Duke adds that the success recorded during the past exhibitions in Spain, United Kingdom and the US shows how much the world appreciates Nigeria’s level of development in the world of art.
“This exhibition will further strengthen our partnership and collaboration with other cultural institutions and countries in our efforts to promote our rich cultural heritage,” he says.
The minister, who met with stakeholders in Lagos on Tuesday to discuss the project, recalls that the country also recently inaugurated its new tourism ideal, tagged, Fascinating Nigeria.  He also seized the opportunity provided by the meeting to announce that Nigeria has been elected into the Subsidiary Committee of the Meeting of State Parties to the 1970 Convention on the Means of Prohibiting and Preventing the Illicit Import, Export and Transfer of Ownership of Cultural Property. It was so elected at the First Session of the Committee held in the UNESCO Headquarters, Paris, France from July 2- 3, 2013.
Duke enjoins the NCMM to see Nigeria’s election to the body as an opportunity to help elevate its art and culture. He expresses gratitude to the Museum of African Art New York, the Fundacio Marcelio Botin of Sanda, Spain and the Swedish Museum for their interest in Nigerian art.
The Chief Registrar and Director of Exhibitions for the Museums for African Art, New York, Amanda Thompson, says it has been a mutually rewarding experience working with the culture ministry and NCMM on the project. He explains that the Museum for African Art has, in all the years it has worked with the NCMM, taken its responsibility for the care and preservation of the objects entrusted to it very seriously.
“The art objects from ancient Ife, cast in metal or sculpted from stone and terra cotta, are beyond doubt, national treasures, and prove Nigeria to be one of the world’s greatest art centres of all time,” Thomson notes.
NCMM’s Director-General, Mallam Yusuf Usman, says all steps necessary to achieve a successful outing have been taken.

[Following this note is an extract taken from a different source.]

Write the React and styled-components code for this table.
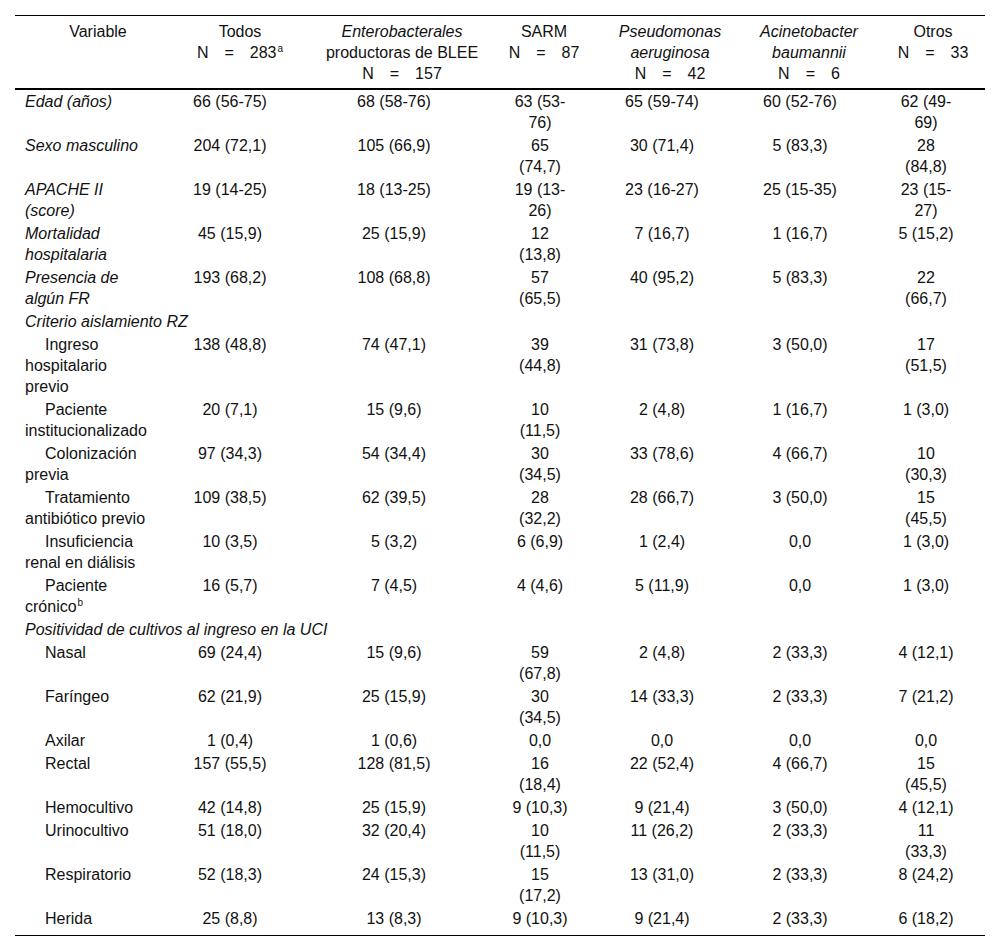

He adds, “As a custodian of our cultural heritage, we will continue to play our role in promoting and showcasing our rich cultural heritage to the world. I assure Nigerians that these objects will be returned at the expiration of the exhibition exercise. The condition reports have been carried out here in Lagos Museum and adequate security measures have been put in place to ensure their safety.”